Maybe we start out with the "big picture" of what we've observed, what we think it means, and why we think it matters. Then, given a reasonable amount of time, we can answer questions. Which, I think, is what Schneider is saying here: "This ‘double ethical bind’ we frequently find ourselves in cannot be solved by any formula. Each of us has to decide what the right balance is between being effective and being honest. I hope that means being both."
Given the lay person's state of understanding about scientific methodology, trying to communicate scientific conclusions with all the scientific caveats may itself be a kind of mis-communication, since the lay person may end up with mistaken impressions about the goodness of scientific knowledge and the actually methodology (and its limitations) that goes into producing it. It doesn't help, of course, that scientist from industry and think tanks go to pains to make relatively small uncertainties look big -- big enough to drive a Hummer through.

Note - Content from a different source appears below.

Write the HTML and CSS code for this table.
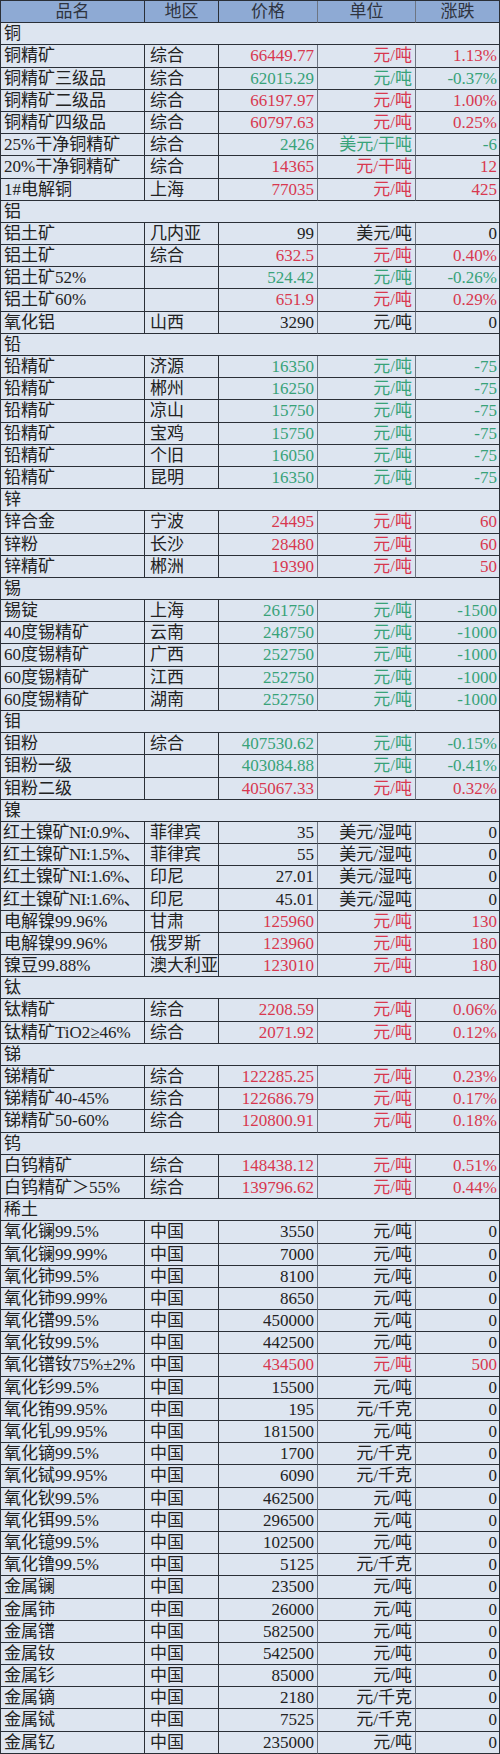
FILE: index.html
```html
<!DOCTYPE html>
<html lang="zh-CN">
<head>
<meta charset="utf-8">
<title>有色金属价格</title>
<link rel="stylesheet" href="styles.css">
</head>
<body>
<div class="sheet">
  <div class="row head"><div class="c">品名</div><div class="c">地区</div><div class="c">价格</div><div class="c">单位</div><div class="c">涨跌</div></div>

  <div class="row cat"><div class="c">铜</div></div>
  <div class="row up"><div class="c">铜精矿</div><div class="c">综合</div><div class="c n">66449.77</div><div class="c n">元/吨</div><div class="c n">1.13%</div></div>
  <div class="row dn"><div class="c">铜精矿三级品</div><div class="c">综合</div><div class="c n">62015.29</div><div class="c n">元/吨</div><div class="c n">-0.37%</div></div>
  <div class="row up"><div class="c">铜精矿二级品</div><div class="c">综合</div><div class="c n">66197.97</div><div class="c n">元/吨</div><div class="c n">1.00%</div></div>
  <div class="row up"><div class="c">铜精矿四级品</div><div class="c">综合</div><div class="c n">60797.63</div><div class="c n">元/吨</div><div class="c n">0.25%</div></div>
  <div class="row dn"><div class="c">25%干净铜精矿</div><div class="c">综合</div><div class="c n">2426</div><div class="c n">美元/干吨</div><div class="c n">-6</div></div>
  <div class="row up"><div class="c">20%干净铜精矿</div><div class="c">综合</div><div class="c n">14365</div><div class="c n">元/干吨</div><div class="c n">12</div></div>
  <div class="row up"><div class="c">1#电解铜</div><div class="c">上海</div><div class="c n">77035</div><div class="c n">元/吨</div><div class="c n">425</div></div>

  <div class="row cat"><div class="c">铝</div></div>
  <div class="row"><div class="c">铝土矿</div><div class="c">几内亚</div><div class="c n">99</div><div class="c n">美元/吨</div><div class="c n">0</div></div>
  <div class="row up"><div class="c">铝土矿</div><div class="c">综合</div><div class="c n">632.5</div><div class="c n">元/吨</div><div class="c n">0.40%</div></div>
  <div class="row dn"><div class="c">铝土矿52%</div><div class="c"></div><div class="c n">524.42</div><div class="c n">元/吨</div><div class="c n">-0.26%</div></div>
  <div class="row up"><div class="c">铝土矿60%</div><div class="c"></div><div class="c n">651.9</div><div class="c n">元/吨</div><div class="c n">0.29%</div></div>
  <div class="row"><div class="c">氧化铝</div><div class="c">山西</div><div class="c n">3290</div><div class="c n">元/吨</div><div class="c n">0</div></div>

  <div class="row cat"><div class="c">铅</div></div>
  <div class="row dn"><div class="c">铅精矿</div><div class="c">济源</div><div class="c n">16350</div><div class="c n">元/吨</div><div class="c n">-75</div></div>
  <div class="row dn"><div class="c">铅精矿</div><div class="c">郴州</div><div class="c n">16250</div><div class="c n">元/吨</div><div class="c n">-75</div></div>
  <div class="row dn"><div class="c">铅精矿</div><div class="c">凉山</div><div class="c n">15750</div><div class="c n">元/吨</div><div class="c n">-75</div></div>
  <div class="row dn"><div class="c">铅精矿</div><div class="c">宝鸡</div><div class="c n">15750</div><div class="c n">元/吨</div><div class="c n">-75</div></div>
  <div class="row dn"><div class="c">铅精矿</div><div class="c">个旧</div><div class="c n">16050</div><div class="c n">元/吨</div><div class="c n">-75</div></div>
  <div class="row dn"><div class="c">铅精矿</div><div class="c">昆明</div><div class="c n">16350</div><div class="c n">元/吨</div><div class="c n">-75</div></div>

  <div class="row cat"><div class="c">锌</div></div>
  <div class="row up"><div class="c">锌合金</div><div class="c">宁波</div><div class="c n">24495</div><div class="c n">元/吨</div><div class="c n">60</div></div>
  <div class="row up"><div class="c">锌粉</div><div class="c">长沙</div><div class="c n">28480</div><div class="c n">元/吨</div><div class="c n">60</div></div>
  <div class="row up"><div class="c">锌精矿</div><div class="c">郴洲</div><div class="c n">19390</div><div class="c n">元/吨</div><div class="c n">50</div></div>

  <div class="row cat"><div class="c">锡</div></div>
  <div class="row dn"><div class="c">锡锭</div><div class="c">上海</div><div class="c n">261750</div><div class="c n">元/吨</div><div class="c n">-1500</div></div>
  <div class="row dn"><div class="c">40度锡精矿</div><div class="c">云南</div><div class="c n">248750</div><div class="c n">元/吨</div><div class="c n">-1000</div></div>
  <div class="row dn"><div class="c">60度锡精矿</div><div class="c">广西</div><div class="c n">252750</div><div class="c n">元/吨</div><div class="c n">-1000</div></div>
  <div class="row dn"><div class="c">60度锡精矿</div><div class="c">江西</div><div class="c n">252750</div><div class="c n">元/吨</div><div class="c n">-1000</div></div>
  <div class="row dn"><div class="c">60度锡精矿</div><div class="c">湖南</div><div class="c n">252750</div><div class="c n">元/吨</div><div class="c n">-1000</div></div>

  <div class="row cat"><div class="c">钼</div></div>
  <div class="row dn"><div class="c">钼粉</div><div class="c">综合</div><div class="c n">407530.62</div><div class="c n">元/吨</div><div class="c n">-0.15%</div></div>
  <div class="row dn"><div class="c">钼粉一级</div><div class="c"></div><div class="c n">403084.88</div><div class="c n">元/吨</div><div class="c n">-0.41%</div></div>
  <div class="row up"><div class="c">钼粉二级</div><div class="c"></div><div class="c n">405067.33</div><div class="c n">元/吨</div><div class="c n">0.32%</div></div>

  <div class="row cat"><div class="c">镍</div></div>
  <div class="row"><div class="c tight">红土镍矿NI:0.9%、</div><div class="c">菲律宾</div><div class="c n">35</div><div class="c n">美元/湿吨</div><div class="c n">0</div></div>
  <div class="row"><div class="c tight">红土镍矿NI:1.5%、</div><div class="c">菲律宾</div><div class="c n">55</div><div class="c n">美元/湿吨</div><div class="c n">0</div></div>
  <div class="row"><div class="c tight">红土镍矿NI:1.6%、</div><div class="c">印尼</div><div class="c n">27.01</div><div class="c n">美元/湿吨</div><div class="c n">0</div></div>
  <div class="row"><div class="c tight">红土镍矿NI:1.6%、</div><div class="c">印尼</div><div class="c n">45.01</div><div class="c n">美元/湿吨</div><div class="c n">0</div></div>
  <div class="row up"><div class="c">电解镍99.96%</div><div class="c">甘肃</div><div class="c n">125960</div><div class="c n">元/吨</div><div class="c n">130</div></div>
  <div class="row up"><div class="c">电解镍99.96%</div><div class="c">俄罗斯</div><div class="c n">123960</div><div class="c n">元/吨</div><div class="c n">180</div></div>
  <div class="row up"><div class="c">镍豆99.88%</div><div class="c">澳大利亚</div><div class="c n">123010</div><div class="c n">元/吨</div><div class="c n">180</div></div>

  <div class="row cat"><div class="c">钛</div></div>
  <div class="row up"><div class="c">钛精矿</div><div class="c">综合</div><div class="c n">2208.59</div><div class="c n">元/吨</div><div class="c n">0.06%</div></div>
  <div class="row up"><div class="c">钛精矿TiO2≥46%</div><div class="c">综合</div><div class="c n">2071.92</div><div class="c n">元/吨</div><div class="c n">0.12%</div></div>

  <div class="row cat"><div class="c">锑</div></div>
  <div class="row up"><div class="c">锑精矿</div><div class="c">综合</div><div class="c n">122285.25</div><div class="c n">元/吨</div><div class="c n">0.23%</div></div>
  <div class="row up"><div class="c">锑精矿40-45%</div><div class="c">综合</div><div class="c n">122686.79</div><div class="c n">元/吨</div><div class="c n">0.17%</div></div>
  <div class="row up"><div class="c">锑精矿50-60%</div><div class="c">综合</div><div class="c n">120800.91</div><div class="c n">元/吨</div><div class="c n">0.18%</div></div>

  <div class="row cat"><div class="c">钨</div></div>
  <div class="row up"><div class="c">白钨精矿</div><div class="c">综合</div><div class="c n">148438.12</div><div class="c n">元/吨</div><div class="c n">0.51%</div></div>
  <div class="row up"><div class="c">白钨精矿＞55%</div><div class="c">综合</div><div class="c n">139796.62</div><div class="c n">元/吨</div><div class="c n">0.44%</div></div>

  <div class="row cat"><div class="c">稀土</div></div>
  <div class="row"><div class="c">氧化镧99.5%</div><div class="c">中国</div><div class="c n">3550</div><div class="c n">元/吨</div><div class="c n">0</div></div>
  <div class="row"><div class="c">氧化镧99.99%</div><div class="c">中国</div><div class="c n">7000</div><div class="c n">元/吨</div><div class="c n">0</div></div>
  <div class="row"><div class="c">氧化铈99.5%</div><div class="c">中国</div><div class="c n">8100</div><div class="c n">元/吨</div><div class="c n">0</div></div>
  <div class="row"><div class="c">氧化铈99.99%</div><div class="c">中国</div><div class="c n">8650</div><div class="c n">元/吨</div><div class="c n">0</div></div>
  <div class="row"><div class="c">氧化镨99.5%</div><div class="c">中国</div><div class="c n">450000</div><div class="c n">元/吨</div><div class="c n">0</div></div>
  <div class="row"><div class="c">氧化钕99.5%</div><div class="c">中国</div><div class="c n">442500</div><div class="c n">元/吨</div><div class="c n">0</div></div>
  <div class="row up"><div class="c">氧化镨钕75%±2%</div><div class="c">中国</div><div class="c n">434500</div><div class="c n">元/吨</div><div class="c n">500</div></div>
  <div class="row"><div class="c">氧化钐99.5%</div><div class="c">中国</div><div class="c n">15500</div><div class="c n">元/吨</div><div class="c n">0</div></div>
  <div class="row"><div class="c">氧化铕99.95%</div><div class="c">中国</div><div class="c n">195</div><div class="c n">元/千克</div><div class="c n">0</div></div>
  <div class="row"><div class="c">氧化钆99.95%</div><div class="c">中国</div><div class="c n">181500</div><div class="c n">元/吨</div><div class="c n">0</div></div>
  <div class="row"><div class="c">氧化镝99.5%</div><div class="c">中国</div><div class="c n">1700</div><div class="c n">元/千克</div><div class="c n">0</div></div>
  <div class="row"><div class="c">氧化铽99.95%</div><div class="c">中国</div><div class="c n">6090</div><div class="c n">元/千克</div><div class="c n">0</div></div>
  <div class="row"><div class="c">氧化钬99.5%</div><div class="c">中国</div><div class="c n">462500</div><div class="c n">元/吨</div><div class="c n">0</div></div>
  <div class="row"><div class="c">氧化铒99.5%</div><div class="c">中国</div><div class="c n">296500</div><div class="c n">元/吨</div><div class="c n">0</div></div>
  <div class="row"><div class="c">氧化镱99.5%</div><div class="c">中国</div><div class="c n">102500</div><div class="c n">元/吨</div><div class="c n">0</div></div>
  <div class="row"><div class="c">氧化镥99.5%</div><div class="c">中国</div><div class="c n">5125</div><div class="c n">元/千克</div><div class="c n">0</div></div>
  <div class="row"><div class="c">金属镧</div><div class="c">中国</div><div class="c n">23500</div><div class="c n">元/吨</div><div class="c n">0</div></div>
  <div class="row"><div class="c">金属铈</div><div class="c">中国</div><div class="c n">26000</div><div class="c n">元/吨</div><div class="c n">0</div></div>
  <div class="row"><div class="c">金属镨</div><div class="c">中国</div><div class="c n">582500</div><div class="c n">元/吨</div><div class="c n">0</div></div>
  <div class="row"><div class="c">金属钕</div><div class="c">中国</div><div class="c n">542500</div><div class="c n">元/吨</div><div class="c n">0</div></div>
  <div class="row"><div class="c">金属钐</div><div class="c">中国</div><div class="c n">85000</div><div class="c n">元/吨</div><div class="c n">0</div></div>
  <div class="row"><div class="c">金属镝</div><div class="c">中国</div><div class="c n">2180</div><div class="c n">元/千克</div><div class="c n">0</div></div>
  <div class="row"><div class="c">金属铽</div><div class="c">中国</div><div class="c n">7525</div><div class="c n">元/千克</div><div class="c n">0</div></div>
  <div class="row"><div class="c">金属钇</div><div class="c">中国</div><div class="c n">235000</div><div class="c n">元/吨</div><div class="c n">0</div></div>
</div>
</body>
</html>
```

FILE: styles.css
```css
html, body {
  margin: 0;
  padding: 0;
  background: #dde5f0;
}

.sheet {
  width: 500px;
  box-sizing: border-box;
  border-top: 1px solid #2a2f37;
  border-left: 1px solid #2a2f37;
  display: flex;
  flex-direction: column;
  font-family: "Liberation Serif", "Noto Sans CJK SC", serif;
  font-size: 17px;
  color: #222222;
  background: #dde5f0;
}

.row {
  display: grid;
  grid-template-columns: 144px 74px 99px 98px 84px;
  height: calc(1753px / 79);
}

.c {
  box-sizing: border-box;
  border-right: 1px solid #2a2f37;
  border-bottom: 1px solid #2a2f37;
  padding: 0 0 0 3px;
  line-height: 22px;
  white-space: nowrap;
  overflow: hidden;
}

.c.tight {
  padding-left: 2px;
  letter-spacing: -0.5px;
}

.c:nth-child(2) {
  padding-left: 5px;
}

.c:nth-child(3),
.c:nth-child(4) {
  border-right-color: #6d7582;
}

.c.n {
  text-align: right;
  padding: 0 3px 0 0;
}

.c:nth-child(5).n {
  padding-right: 2px;
}

.head {
  background: #8eaad4;
}

.head .c {
  text-align: center;
  padding: 0;
  color: #2e3440;
}

.cat .c {
  grid-column: 1 / -1;
  border-right-color: #2a2f37;
}

.up .n {
  color: #d8384f;
}

.dn .n {
  color: #38a279;
}
```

It would help the communication immensely if the public actually understood enough about how science works to be able to comprehend the truth, the whole truth, and nothing but the truth from scientists who would like their knowledge to benefit even those who aren't scientists. But, it would seem, the public doesn't, in general, have that level of understanding. Until we figure out how to do something about that, it really does the least violence to the scientists' conclusions, and to the public, if the scientists translate their findings -- and their degree of confidence in them -- to laymen's terms.